From the directorial front, the movie is well made but for the speed of execution of some situations. As mentioned earlier, the high point is that the movie showcases things up front, as they are and without any pretence. The viewer is provided the choice to see and feel India from an outsider's point of view, unbiased and unadulterated. All the same, the drama of the story is lost once the story starts becoming too real for the taste of the masses. The classes might still appreciate the directorial efforts of Gowarikar, especially the minor touches like the scenes where Shahrukh is shown riding pillion with two others on a Bajaj M80.

The cinematography, keeping in mood with the rest of the movie, is serene and quiet, but of good quality. The picturisation of the songs has come up quite well, especially the Dekho na song which looks a lot different from the way many would have imagined it to be like, on listening to the audio. The songs, even otherwise, are good and display a decent combination of fast and slow pace, instruments and vocals, imagery and direct talk.

Shahrukh Khan does an honest job and after a long time, may not have been able to sleepwalk (in his own words) through his role, as he might be doing in his other Yash Chopra-esque movies. Gayatri Joshi as the principle-driven socially conscious school teacher is fresh, beautiful, graceful, and in one word...smart. She makes the screen come alive with her eyes. As they dart around seductively at times, mockingly at others, the entire gamut of expressions plays its part on Gayatri's face.

The character artist who essays the role of Kaveri Amma is effective, too, but for her sickeningly always smiling expression and her awfully southern diction.

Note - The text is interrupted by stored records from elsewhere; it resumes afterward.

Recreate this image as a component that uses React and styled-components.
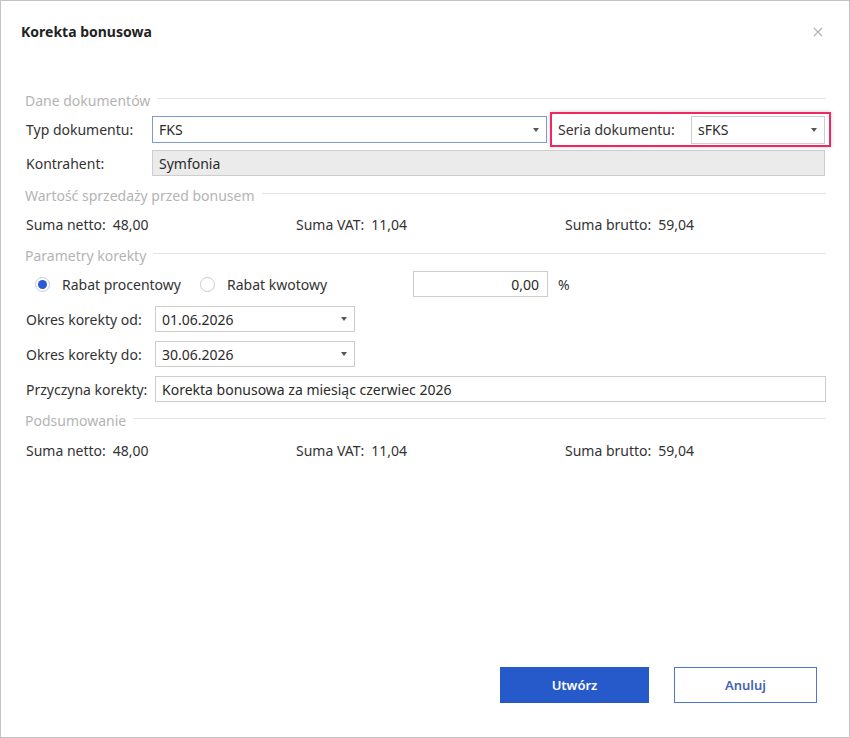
import React from 'react';
import styled, { createGlobalStyle } from 'styled-components';

const Global = createGlobalStyle`
	html, body {
		margin: 0;
		padding: 0;
		background: #fff;
	}
	body {
		font-family: 'Noto Sans', 'Open Sans', Arial, sans-serif;
		font-size: 14px;
		color: #333;
	}
`;

const Window = styled.div`
	box-sizing: border-box;
	width: 850px;
	height: 738px;
	border: 1px solid #c4c4c4;
	background: #fff;
	display: flex;
	flex-direction: column;
`;

const Header = styled.div`
	display: flex;
	justify-content: space-between;
	align-items: center;
	padding: 22px 26px 0 20px;
	height: 18px;
`;

const Title = styled.h1`
	margin: 0;
	font-size: 14px;
	font-weight: 700;
	color: #222;
	line-height: 18px;
`;

const Close = styled.button`
	border: 0;
	background: none;
	padding: 0;
	width: 10px;
	height: 10px;
	display: flex;
	cursor: pointer;
`;

const Form = styled.div`
	display: flex;
	flex-direction: column;
	padding: 0 23px 0 24px;
	margin-top: 49px;
`;

const Legend = styled.div`
	display: flex;
	align-items: center;
	gap: 7px;
	height: 20px;
	margin-top: ${p => p.$mt || 0}px;
	color: #b4b4b4;
	white-space: nowrap;

	&::after {
		content: '';
		flex: 1;
		height: 1px;
		background: #e4e4e4;
		margin-top: -3px;
	}
`;

const Row = styled.div`
	display: flex;
	align-items: center;
	margin-top: ${p => p.$mt || 0}px;
	min-height: ${p => p.$h || 26}px;
`;

const Label = styled.span`
	width: ${p => p.$w || 126}px;
	flex-shrink: 0;
	padding-left: 1px;
	white-space: nowrap;
`;

const Box = styled.div`
	box-sizing: border-box;
	display: flex;
	align-items: center;
	justify-content: ${p => (p.$right ? 'flex-end' : 'space-between')};
	width: ${p => (p.$w ? `${p.$w}px` : 'auto')};
	flex: ${p => (p.$w ? 'none' : 1)};
	height: ${p => p.$h || 26}px;
	padding: 0 8px 0 6px;
	border: 1px solid ${p => (p.$focus ? '#7d9ad6' : '#cdcdcd')};
	background: ${p => (p.$disabled ? '#ebebec' : '#fff')};
	color: #2a2a2a;
	white-space: nowrap;
`;

const Arrow = styled.span`
	width: 0;
	height: 0;
	border-left: 3.5px solid transparent;
	border-right: 3.5px solid transparent;
	border-top: 4px solid #555;
	margin-right: -1px;
`;

const Highlight = styled.div`
	box-sizing: border-box;
	display: flex;
	align-items: center;
	height: 35px;
	margin-left: 3px;
	margin-right: -5px;
	padding: 0 4px 0 5px;
	border: 2px solid #f0285f;
	box-shadow: 0 0 4px rgba(0, 0, 0, 0.18);
`;

const Summary = styled.div`
	display: grid;
	grid-template-columns: 270px 269px 1fr;
	height: 20px;
	align-items: center;
	margin-top: ${p => p.$mt || 0}px;
	padding-left: 1px;
`;

const Sum = styled.span`
	white-space: nowrap;
	& b {
		font-weight: 400;
		margin-left: 7px;
	}
`;

const Radio = styled.label`
	display: flex;
	align-items: center;
	gap: 12px;
	width: ${p => p.$w}px;
	flex-shrink: 0;
	white-space: nowrap;
`;

const Dot = styled.span`
	box-sizing: border-box;
	width: 15px;
	height: 15px;
	border-radius: 50%;
	border: 1px solid #cbcbcb;
	background: #fff;
	display: flex;
	align-items: center;
	justify-content: center;

	&::after {
		content: '';
		width: 9px;
		height: 9px;
		border-radius: 50%;
		background: ${p => (p.$on ? '#2a5bd7' : 'transparent')};
	}
`;

const Unit = styled.span`
	margin-left: 10px;
`;

const Footer = styled.div`
	margin-top: auto;
	display: flex;
	justify-content: flex-end;
	gap: 25px;
	padding: 0 32px 34px 0;
`;

const Button = styled.button`
	box-sizing: border-box;
	width: ${p => p.$w}px;
	height: 36px;
	font-family: inherit;
	font-size: 13px;
	font-weight: 600;
	cursor: pointer;
	border: 1px solid ${p => (p.$primary ? '#2659c9' : '#4f76d2')};
	background: ${p => (p.$primary ? '#2659c9' : '#fff')};
	color: ${p => (p.$primary ? '#fff' : '#4463b8')};
`;

const Combo = ({ value, ...rest }) => (
	<Box {...rest}>
		<span>{value}</span>
		<Arrow />
	</Box>
);

const Totals = ({ mt }) => (
	<Summary $mt={mt}>
		<Sum>Suma netto:<b>48,00</b></Sum>
		<Sum>Suma VAT:<b>11,04</b></Sum>
		<Sum>Suma brutto:<b>59,04</b></Sum>
	</Summary>
);

export default function App() {
	return (
		<>
			<Global />
			<Window>
				<Header>
					<Title>Korekta bonusowa</Title>
					<Close aria-label="Zamknij">
						<svg width="10" height="10" viewBox="0 0 10 10">
							<path d="M1 1L9 9M9 1L1 9" stroke="#b3b3b3" strokeWidth="1.2" />
						</svg>
					</Close>
				</Header>
				<Form>
					<Legend>Dane dokumentów</Legend>
					<Row $mt={2} $h={35}>
						<Label $w={126}>Typ dokumentu:</Label>
						<Combo value="FKS" $focus $h={27} $w={395} />
						<Highlight>
							<Label $w={133}>Seria dokumentu:</Label>
							<Combo value="sFKS" $h={28} $w={134} />
						</Highlight>
					</Row>
					<Row $mt={3}>
						<Label $w={126}>Kontrahent:</Label>
						<Box $disabled style={{ marginRight: 1 }}>Symfonia</Box>
					</Row>
					<Legend $mt={9}>Wartość sprzedaży przed bonusem</Legend>
					<Totals mt={9} />
					<Legend $mt={11}>Parametry korekty</Legend>
					<Row $mt={6}>
						<Radio $w={165} style={{ marginLeft: 10 }}>
							<Dot $on />
							Rabat procentowy
						</Radio>
						<Radio $w={213}>
							<Dot />
							Rabat kwotowy
						</Radio>
						<Box $right $w={135}>0,00</Box>
						<Unit>%</Unit>
					</Row>
					<Row $mt={9}>
						<Label $w={129}>Okres korekty od:</Label>
						<Combo value="01.06.2026" $w={200} />
					</Row>
					<Row $mt={9}>
						<Label $w={129}>Okres korekty do:</Label>
						<Combo value="30.06.2026" $w={200} />
					</Row>
					<Row $mt={9}>
						<Label $w={129}>Przyczyna korekty:</Label>
						<Box>Korekta bonusowa za miesiąc czerwiec 2026</Box>
					</Row>
					<Legend $mt={8}>Podsumowanie</Legend>
					<Totals mt={10} />
				</Form>
				<Footer>
					<Button $primary $w={149}>Utwórz</Button>
					<Button $w={143}>Anuluj</Button>
				</Footer>
			</Window>
		</>
	);
}
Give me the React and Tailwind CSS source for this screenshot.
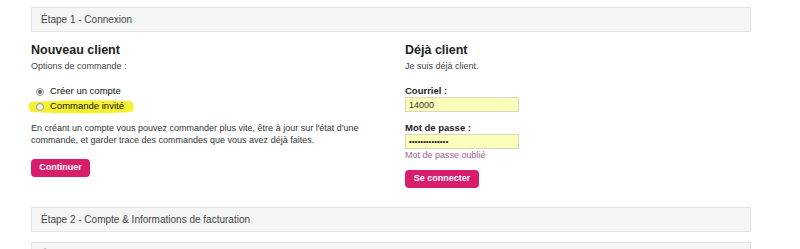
import React from "react";

const font = { fontFamily: '"Liberation Sans", Arial, sans-serif' };

function StepHeader({ children }) {
  return (
    <div className="h-[25px] flex items-center px-[9px] bg-[#f5f5f5] border border-[#e3e3e3] text-[10px] text-[#444]">
      {children}
    </div>
  );
}

function Radio({ checked }) {
  return (
    <span className="inline-flex w-[8px] h-[8px] rounded-full border border-[#9a9a9a] bg-gradient-to-b from-[#e8e8e8] to-white items-center justify-center">
      {checked && <span className="w-[4px] h-[4px] rounded-full bg-[#666]" />}
    </span>
  );
}

export default function App() {
  return (
    <div className="w-[800px] h-[249px] bg-white overflow-hidden text-[#333]" style={font}>
      <div className="w-[720px] ml-[31px] pt-[7px]">
        <StepHeader>Étape 1 - Connexion</StepHeader>

        <div className="flex pt-[10px]">
          {/* Nouveau client */}
          <div className="w-[374px]">
            <h2 className="text-[12.5px] font-bold text-[#222] leading-[16px]">Nouveau client</h2>
            <p className="text-[9px] text-[#444] leading-[12px] mt-[2px]">Options de commande :</p>
            <div className="mt-[14px] flex flex-col gap-[4px] text-[9.5px] text-[#111]">
              <label className="flex items-center gap-[6px] pl-[5px] h-[11px]">
                <Radio checked />
                <span>Créer un compte</span>
              </label>
              <label className="relative flex items-center gap-[6px] pl-[5px] h-[11px]">
                <svg
                  className="absolute left-[-4px] top-[-3px] w-[110px] h-[17px]"
                  viewBox="0 0 110 17"
                >
                  <path
                    d="M3 4 Q55 1 104 3 Q109 8 105 14 Q55 17 4 14 Q0 9 3 4 Z"
                    fill="#f4f01c"
                    fillOpacity="0.9"
                  />
                </svg>
                <span className="relative inline-flex"><Radio /></span>
                <span className="relative">Commande invité</span>
              </label>
            </div>
            <p className="mt-[10px] text-[9px] leading-[12px] text-[#333]">
              En créant un compte vous pouvez commander plus vite, être à jour sur l'état d'une
              <br />
              commande, et garder trace des commandes que vous avez déjà faites.
            </p>
            <button className="mt-[13px] h-[18px] w-[59px] rounded-[4px] bg-[#d81e6b] text-white text-[9px] font-bold">
              Continuer
            </button>
          </div>

          {/* Déjà client */}
          <div className="flex-1">
            <h2 className="text-[12.5px] font-bold text-[#222] leading-[16px]">Déjà client</h2>
            <p className="text-[9px] text-[#444] leading-[12px] mt-[2px]">Je suis déjà client.</p>
            <div className="mt-[13px] text-[9.5px] font-bold text-[#222] leading-[12px]">Courriel :</div>
            <input
              className="block w-[114px] h-[15px] px-[3px] bg-[#fbfdbb] border border-[#d8d8c0] text-[9px] text-[#333] outline-none"
              defaultValue="14000"
              style={font}
            />
            <div className="mt-[10px] text-[9.5px] font-bold text-[#222] leading-[12px]">Mot de passe :</div>
            <input
              className="block w-[114px] h-[15px] px-[3px] bg-[#fbfdbb] border border-[#d8d8c0] text-[8px] text-[#222] outline-none"
              defaultValue="••••••••••••••"
              style={font}
            />
            <a className="block text-[9px] leading-[12px] text-[#a0668a]">Mot de passe oublié</a>
            <button className="mt-[9px] h-[18px] w-[74px] rounded-[4px] bg-[#d81e6b] text-white text-[9px] font-bold">
              Se connecter
            </button>
          </div>
        </div>

        <div className="mt-[19px]">
          <StepHeader>Étape 2 - Compte &amp; Informations de facturation</StepHeader>
        </div>
        <div className="mt-[10px]">
          <StepHeader>Étape 3 - Informations de livraison</StepHeader>
        </div>
      </div>
    </div>
  );
}
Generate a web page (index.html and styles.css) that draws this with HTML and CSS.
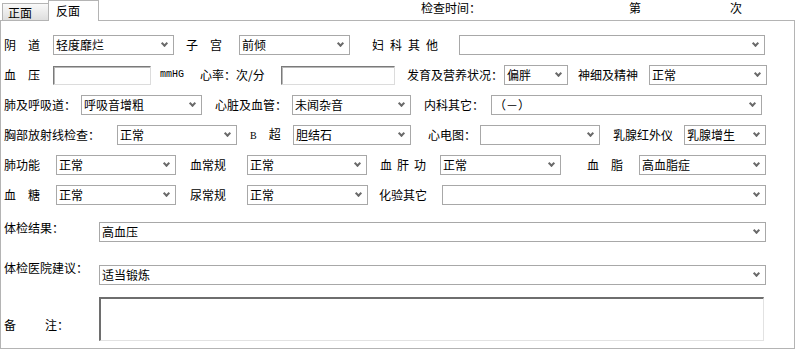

Rest of the cast, including the Daadhi-waale-baba from Lagaan who plays the postman here, the actor who plays the role of Melaram, the budding American Dhabba owner, and Makrand Deshpande in a cameo, are all very good and provide the much needed relief from the endless moral science lessons that the others seem too intent on providing the audience.

Swades might as well be a true story for many NRIs and as such, should end up being a big hit overseas and probably that is what the target audience of Gowarikar is. Having tasted the blood once, he intends to go all the way to the Oscar this time but he might not be as lucky this time around. He will definitely have to wait for another inspiration. As for the local audience, Lagaan scores far higher than Swades on the entertainment aspect. Swades bores the audience at many places and at times, people are forced to await the intermission/end due to the sheer stretching of the dialogues. Had there been a little less of moral lesson delivery through dialogues and more of drama interwoven with the story, the movie would certainly have been more effective.

If you are the die-hard patriot, if you do not miss any of Big Khan's movies, if you want to watch a fresh, young face who gives another dimension to the school teacher role (played so differently by Sushmita a few months back), if you want to see and appreciate the reality in Indian villages, if you want to know what it is like for the expatriots who leave their country of birth but are not able to leave their memories, Swades is the movie for you. If you want entertainment and paisa vasool, look elsewhere.

Posted at 09:58 pm by Nitai

Vasant
December 7, 2008   12:56 PM PST
 
Good review. I for one still trying to figure out how a NASA guy can build a overhead tank (it looked like one in the movie atop a hill though) & churn out electricity! It appeared that the director went too far on this scene,fooling around with a simplistic Laboratory science scape with a fictional NASA guy to boost credibility?